The first Brandenburg Concerto uses the largest instrumentation of them, including three oboes, bassoon, two horns, a “violino piccolo” (a small violin tuned higher than the usual), strings, and basso continuo. In the autograph score, the horns are noted as “Corni di caccia”, or hunting horns, which are valveless. The ”violino piccolo” (tuned up a third from the standard) is the main star of the Allegro third movement. Amidst the robust orchestral dance, it takes a soloistic turn playing rapid flourishes and grand chords. Horn and oboe also take the spotlight. In a dramatic moment of reminiscence, a brief excerpt from the preceding slow movement appears, just before the final return of the main theme.
GEORGE FRIDERIC HAENDEL
Overture from Music for the Royal Fireworks
Tonight’s playlist concludes with the overture from one of Handel’s grandest works: the orchestral suite entitled Music for the Royal Fireworks. He had originally intended it to be played by a huge wind band (24 oboes, 9 horns, 9 trumpets, 12 bassoons, and three sets of timpani) but then, as he was completing the score, reduced the woodwinds’ numbers to doubles and added strings. The king apparently wanted only “martial musick”, without “fidles”, but Handel evidently managed to get his way. An open rehearsal in Vauxhall Gardens on April 21, 1748, was attended by a massive crowd (of over 12,000, according to one report), with the official performance given six days later, after which the firework display was launched.
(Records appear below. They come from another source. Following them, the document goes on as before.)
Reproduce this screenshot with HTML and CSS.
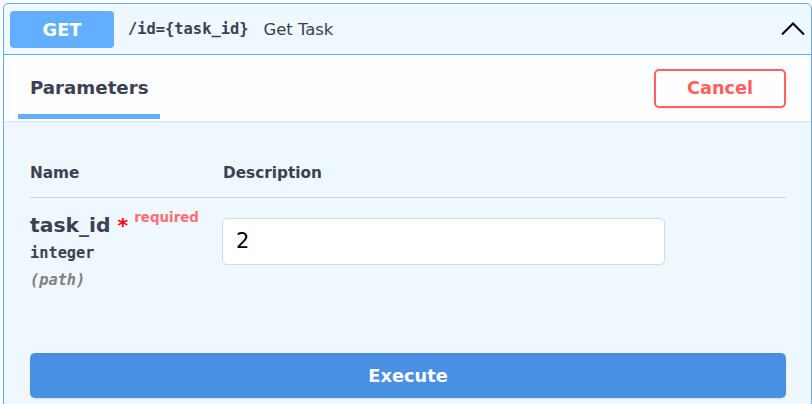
FILE: index.html
```html
<!DOCTYPE html>
<html>
<head>
<meta charset="utf-8">
<link rel="stylesheet" href="styles.css">
</head>
<body>
<div class="opblock">
  <div class="summary">
    <span class="method">GET</span>
    <span class="path">/id={task_id}</span>
    <span class="desc">Get Task</span>
    <svg class="chevron" width="24" height="14" viewBox="0 0 24 14"><polyline points="1,12.5 12,1.5 23,12.5" fill="none" stroke="#000" stroke-width="2"/></svg>
  </div>
  <div class="tabs">
    <div class="tab">Parameters</div>
    <button class="cancel">Cancel</button>
  </div>
  <div class="params">
    <div class="thead">
      <div class="col-name">Name</div>
      <div class="col-desc">Description</div>
    </div>
    <div class="row">
      <div class="col-name">
        <div class="pname">task_id<span class="star">&nbsp;*</span><span class="req">required</span></div>
        <div class="ptype">integer</div>
        <div class="pin">(path)</div>
      </div>
      <div class="col-desc">
        <input class="pinput" type="text" value="2">
      </div>
    </div>
  </div>
  <div class="exec-wrap">
    <button class="execute">Execute</button>
  </div>
</div>
</body>
</html>
```

FILE: styles.css
```css
html, body {
  margin: 0;
  padding: 0;
  overflow: hidden;
  background: #ffffff;
}

body {
  font-family: "DejaVu Sans", sans-serif;
  color: #3b4151;
}

.opblock {
  margin: 3px 0 0 3px;
  width: 809px;
  height: 440px;
  box-sizing: border-box;
  border: 1px solid #61affe;
  border-radius: 5px;
  background: #eff7ff;
}

.summary {
  display: flex;
  align-items: center;
  height: 50px;
  padding: 0 6px;
  border-bottom: 1px solid #61affe;
}

.method {
  display: flex;
  align-items: center;
  justify-content: center;
  width: 104px;
  height: 37px;
  border-radius: 4px;
  background: #61affe;
  color: #ffffff;
  font-weight: bold;
  font-size: 17.8px;
}

.path {
  margin-left: 14px;
  font-family: "DejaVu Sans Mono", monospace;
  font-weight: bold;
  font-size: 15.4px;
  color: #3b4151;
}

.desc {
  margin-left: 15px;
  font-size: 16.4px;
  color: #3b4151;
}

.chevron {
  margin-left: auto;
  margin-right: 0;
  display: block;
}

.tabs {
  display: flex;
  align-items: center;
  justify-content: space-between;
  height: 66px;
  padding: 0 25px 0 14px;
  background: rgba(255, 255, 255, 0.8);
  box-shadow: 0 1px 2px rgba(0, 0, 0, 0.1);
}

.tab {
  align-self: flex-start;
  padding: 22px 12px 0;
  height: 37px;
  border-bottom: 5px solid #61affe;
  font-size: 18.2px;
  font-weight: bold;
  line-height: 21.6px;
  color: #3b4151;
}

.cancel {
  width: 132px;
  height: 39px;
  box-sizing: border-box;
  border: 2px solid #ff6060;
  border-radius: 5px;
  background: transparent;
  color: #ff6060;
  font-family: "DejaVu Sans", sans-serif;
  font-weight: bold;
  font-size: 17.7px;
  box-shadow: 0 1px 2px rgba(0, 0, 0, 0.1);
  padding: 0;
}

.params {
  padding: 43px 25px 0 26px;
}

.thead {
  display: flex;
  font-size: 15.3px;
  font-weight: bold;
  line-height: 18.4px;
  padding-bottom: 14px;
  border-bottom: 1px solid #cbd2de;
  height: 18.5px;
}

.col-name {
  width: 192px;
  flex: none;
}

.col-desc {
  flex: 1;
}

.thead .col-desc {
  padding-left: 1px;
}

.row {
  display: flex;
  padding-top: 15px;
}

.pname {
  font-size: 20.3px;
  font-weight: bold;
  line-height: 24.4px;
  height: 24.4px;
  white-space: nowrap;
}

.star {
  color: #ff0000;
}

.req {
  margin-left: 6px;
  font-size: 13.4px;
  line-height: 10px;
  color: #ff6f6f;
  vertical-align: 10px;
}

.ptype {
  margin-top: 7px;
  font-family: "DejaVu Sans Mono", monospace;
  font-weight: bold;
  font-size: 15.3px;
  line-height: 18.4px;
}

.pin {
  margin-top: 9px;
  font-family: "DejaVu Sans Mono", monospace;
  font-weight: bold;
  font-style: italic;
  font-size: 15.3px;
  line-height: 18.4px;
  color: #808080;
}

.pinput {
  display: block;
  margin-top: 5px;
  width: 443px;
  height: 47px;
  box-sizing: border-box;
  border: 1px solid #d9d9d9;
  border-radius: 5px;
  background: #ffffff;
  padding: 0 13px;
  font-family: "DejaVu Sans", sans-serif;
  font-size: 21px;
  color: #000000;
  outline: none;
}

.exec-wrap {
  padding: 63px 25px 0 26px;
}

.execute {
  display: block;
  width: 100%;
  height: 45px;
  border: none;
  border-radius: 5px;
  background: #4990e2;
  color: #ffffff;
  font-family: "DejaVu Sans", sans-serif;
  font-weight: bold;
  font-size: 17.8px;
  box-shadow: 0 1px 2px rgba(0, 0, 0, 0.1);
}
```
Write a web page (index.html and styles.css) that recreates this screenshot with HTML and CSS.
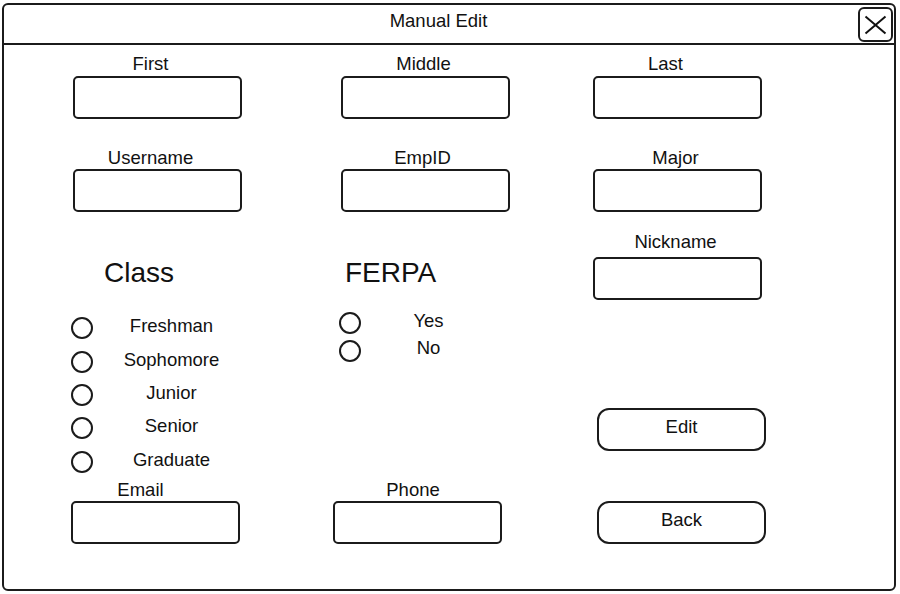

The opening overture is the crown jewel of the work. Composed using the French form, its first section features the signature stately dotted rhythms, which are then inventively incorporated into a hymn-like melody. The ensuing Allegro has a militaristic atmosphere, with alternating fanfares between the horns and the trumpets, after which the opening grandeur returns to round off the movement.